If President Bill Clinton ever had a prayer with the leadership of the Southern Baptist Convention, it was right after a meeting on Sept. 16, 1993, with then-SBC president Ed Young.

Though he was a member of a Southern Baptist church, Immanuel Baptist Church in Little Rock, Ark., while in office, the 42nd president of the United States was never invited to speak at an annual meeting of the nation’s second-largest religious organization during his eight years in office.

The SBC issued resolutions critical of Clinton’s policies on homosexuality and abortion, and in 1993 there was an unsuccessful attempt to deny seating to messengers from his church–“not because I was a sinner,” he recounted, “they conceded we all are, but because my positions were not correct.”

Because of that, and a seminary professor he knew and respected who was purged for political incorrectness, Clinton confessed he was “quite alienated” when Young, pastor of Second Baptist Church in Houston, reached out to him and asked if he and Vice President Al Gore would have breakfast with him and if Clinton would take him jogging on the Washington Mall.

During breakfast outdoors on the Truman Balcony at the White House, Clinton said, Gore, also a Southern Baptist, engaged Young in a point of theological debate.

“You know, I love my Baptist roots,” Gore told Young, “but I have three daughters and a son, and I don’t think it’s right that only my son can become a minister.”

Clinton said he tried “to keep things from getting out of hand” as the two men had a “good” and “respectful” argument.

Clinton said he liked Young, admired his sermons and still watches him preach on television when he can. At one point, Clinton said, Young looked at him and said: “I want to ask you a question, a simple question, and I just want a yes or no answer. I don’t want one of those slick political answers. Just answer me yes or no: Do you believe the Bible is literally true, yes or no?”

“I said, ‘Reverend Young, I think it is completely true, but I do not believe you or I or any other living person is wise enough to understand it completely,” Clinton said.

“He said, ‘That’s a political answer,’ and I said, ‘No it’s not. You asked a political question.'”

The two talked on, and Clinton explained his answer by quoting First Corinthians 13:12, the verse before the passage commonly read at weddings, “and now there abide faith, hope and love, and the greatest of these is love.”

“I said: ‘Why could that [love] possibly be more important than faith, when the Baptists preach that belief in Jesus leads to salvation? What could Paul have possibly meant?’ I said I’m not a minister, I just read and think.
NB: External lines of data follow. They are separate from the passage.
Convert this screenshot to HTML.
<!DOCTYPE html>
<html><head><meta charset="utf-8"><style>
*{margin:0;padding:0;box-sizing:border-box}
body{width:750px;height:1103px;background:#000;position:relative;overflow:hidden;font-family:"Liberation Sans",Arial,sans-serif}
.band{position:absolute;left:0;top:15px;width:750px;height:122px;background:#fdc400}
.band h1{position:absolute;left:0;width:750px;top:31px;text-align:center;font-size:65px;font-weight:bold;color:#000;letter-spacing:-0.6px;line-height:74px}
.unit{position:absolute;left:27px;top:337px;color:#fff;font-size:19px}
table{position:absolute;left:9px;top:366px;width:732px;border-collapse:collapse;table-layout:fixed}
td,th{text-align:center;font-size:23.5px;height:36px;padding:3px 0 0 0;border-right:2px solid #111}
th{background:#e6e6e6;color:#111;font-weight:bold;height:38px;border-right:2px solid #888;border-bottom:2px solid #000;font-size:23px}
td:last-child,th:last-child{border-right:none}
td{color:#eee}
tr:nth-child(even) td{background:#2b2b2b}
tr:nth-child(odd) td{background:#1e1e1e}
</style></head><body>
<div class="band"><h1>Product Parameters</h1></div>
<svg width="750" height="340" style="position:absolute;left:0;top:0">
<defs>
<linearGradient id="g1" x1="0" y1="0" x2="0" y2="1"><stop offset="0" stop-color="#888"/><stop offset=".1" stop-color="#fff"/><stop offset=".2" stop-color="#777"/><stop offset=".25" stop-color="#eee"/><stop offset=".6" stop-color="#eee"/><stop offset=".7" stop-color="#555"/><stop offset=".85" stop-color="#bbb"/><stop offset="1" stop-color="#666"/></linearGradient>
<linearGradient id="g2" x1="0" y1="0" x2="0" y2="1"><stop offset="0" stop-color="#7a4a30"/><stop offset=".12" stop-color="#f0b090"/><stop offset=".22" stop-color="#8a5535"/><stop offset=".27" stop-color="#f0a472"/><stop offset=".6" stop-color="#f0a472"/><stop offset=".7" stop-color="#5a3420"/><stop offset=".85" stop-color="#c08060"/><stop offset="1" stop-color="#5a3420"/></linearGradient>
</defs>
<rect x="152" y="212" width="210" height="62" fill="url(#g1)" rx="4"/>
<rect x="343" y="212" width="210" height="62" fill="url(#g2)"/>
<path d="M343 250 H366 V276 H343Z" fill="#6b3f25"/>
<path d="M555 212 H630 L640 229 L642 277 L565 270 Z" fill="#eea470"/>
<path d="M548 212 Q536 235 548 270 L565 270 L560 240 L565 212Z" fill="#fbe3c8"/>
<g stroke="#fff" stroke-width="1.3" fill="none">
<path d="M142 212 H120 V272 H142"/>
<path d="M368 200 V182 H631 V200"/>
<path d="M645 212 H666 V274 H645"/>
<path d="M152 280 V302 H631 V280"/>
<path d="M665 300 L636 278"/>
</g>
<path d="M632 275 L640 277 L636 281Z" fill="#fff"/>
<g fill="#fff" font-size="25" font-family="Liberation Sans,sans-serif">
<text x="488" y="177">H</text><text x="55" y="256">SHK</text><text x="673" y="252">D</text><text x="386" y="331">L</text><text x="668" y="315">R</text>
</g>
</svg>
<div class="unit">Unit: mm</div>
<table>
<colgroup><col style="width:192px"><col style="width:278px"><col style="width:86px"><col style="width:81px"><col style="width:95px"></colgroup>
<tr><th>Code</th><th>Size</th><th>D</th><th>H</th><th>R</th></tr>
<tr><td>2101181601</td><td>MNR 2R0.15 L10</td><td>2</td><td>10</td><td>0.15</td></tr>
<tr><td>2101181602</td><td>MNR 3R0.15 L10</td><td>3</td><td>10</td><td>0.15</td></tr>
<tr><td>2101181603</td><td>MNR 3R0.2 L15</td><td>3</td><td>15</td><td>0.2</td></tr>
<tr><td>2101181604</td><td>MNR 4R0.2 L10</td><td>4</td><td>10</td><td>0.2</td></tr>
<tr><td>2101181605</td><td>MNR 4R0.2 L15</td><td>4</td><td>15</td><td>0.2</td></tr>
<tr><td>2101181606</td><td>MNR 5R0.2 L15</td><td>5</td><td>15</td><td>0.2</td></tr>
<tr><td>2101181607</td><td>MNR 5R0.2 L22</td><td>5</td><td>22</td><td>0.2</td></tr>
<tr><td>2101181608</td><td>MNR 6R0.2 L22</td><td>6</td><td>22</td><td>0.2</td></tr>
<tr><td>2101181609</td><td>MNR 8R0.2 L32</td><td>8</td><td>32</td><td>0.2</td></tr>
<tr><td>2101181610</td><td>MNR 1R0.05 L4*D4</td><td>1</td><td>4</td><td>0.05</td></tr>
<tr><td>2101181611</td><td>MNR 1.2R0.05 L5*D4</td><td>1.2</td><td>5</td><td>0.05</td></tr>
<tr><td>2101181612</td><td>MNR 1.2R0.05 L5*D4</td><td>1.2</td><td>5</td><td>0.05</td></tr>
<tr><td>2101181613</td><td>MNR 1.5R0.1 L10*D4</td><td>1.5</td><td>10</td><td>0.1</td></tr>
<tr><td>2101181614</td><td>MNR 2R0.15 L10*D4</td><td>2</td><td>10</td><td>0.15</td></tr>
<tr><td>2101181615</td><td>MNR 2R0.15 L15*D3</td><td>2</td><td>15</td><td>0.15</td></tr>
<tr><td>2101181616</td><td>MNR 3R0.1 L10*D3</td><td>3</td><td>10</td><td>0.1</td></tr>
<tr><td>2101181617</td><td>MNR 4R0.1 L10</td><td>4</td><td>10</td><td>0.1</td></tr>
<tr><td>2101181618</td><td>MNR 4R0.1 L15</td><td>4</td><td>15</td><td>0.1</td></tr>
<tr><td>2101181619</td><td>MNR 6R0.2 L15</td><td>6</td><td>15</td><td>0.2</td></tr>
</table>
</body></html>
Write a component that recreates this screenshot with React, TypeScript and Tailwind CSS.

All I know is what I think.”

“But in the King James Version, in that verse, Paul is comparing life on earth today as it is, with all its warts, as we find it, with life after death in God.”

“For now I see through a glass darkly, but then face to face,” Clinton quoted verse 12. “Now I know in part, but then I shall know even as I am known.”

“The reason we have to put love above everything else is because we see through a glass darkly and know in part,” Clinton said. “Therefore it almost doesn’t matter whether the Bible is literally true, because we know in part; we see through a glass darkly. The reason we have to love each other is because all of us might be wrong. We might all be wrong.”

Young reported on that same meeting four days after it occurred, at a Sept. 20-21, 1993, meeting of the SBC Executive Committee. Young described eating and jogging with the president, but he did not volunteer any details of what they discussed.

Young called for SBC churches to pray for Clinton and Gore for 40 days beginning Jan. 1, 1994.

“There is a heart there–a spiritual cross-pull–in the life of our president,” Young said. “Who knows what the Lord will do?”

Clinton said he believed his conversation with Young went to the “nub” of the challenge to reconcile Baptists with differing opinions.

“We all believe that we are fulfilling God’s will in our lives,” he said. “The point I want to make is, so do they. They read the obligations of Scripture in a different way.”

“We have to meet this schism with respectful disagreement,” Clinton said. “President Carter aided the search for reconciliation by writing that book. He did not impede it. Our Endangered Values helped us all to clarify what we think, but we must approach those who disagree with an outstretched hand, not a clenched fist.”

Bob Allen is managing editor of EthicsDaily.com.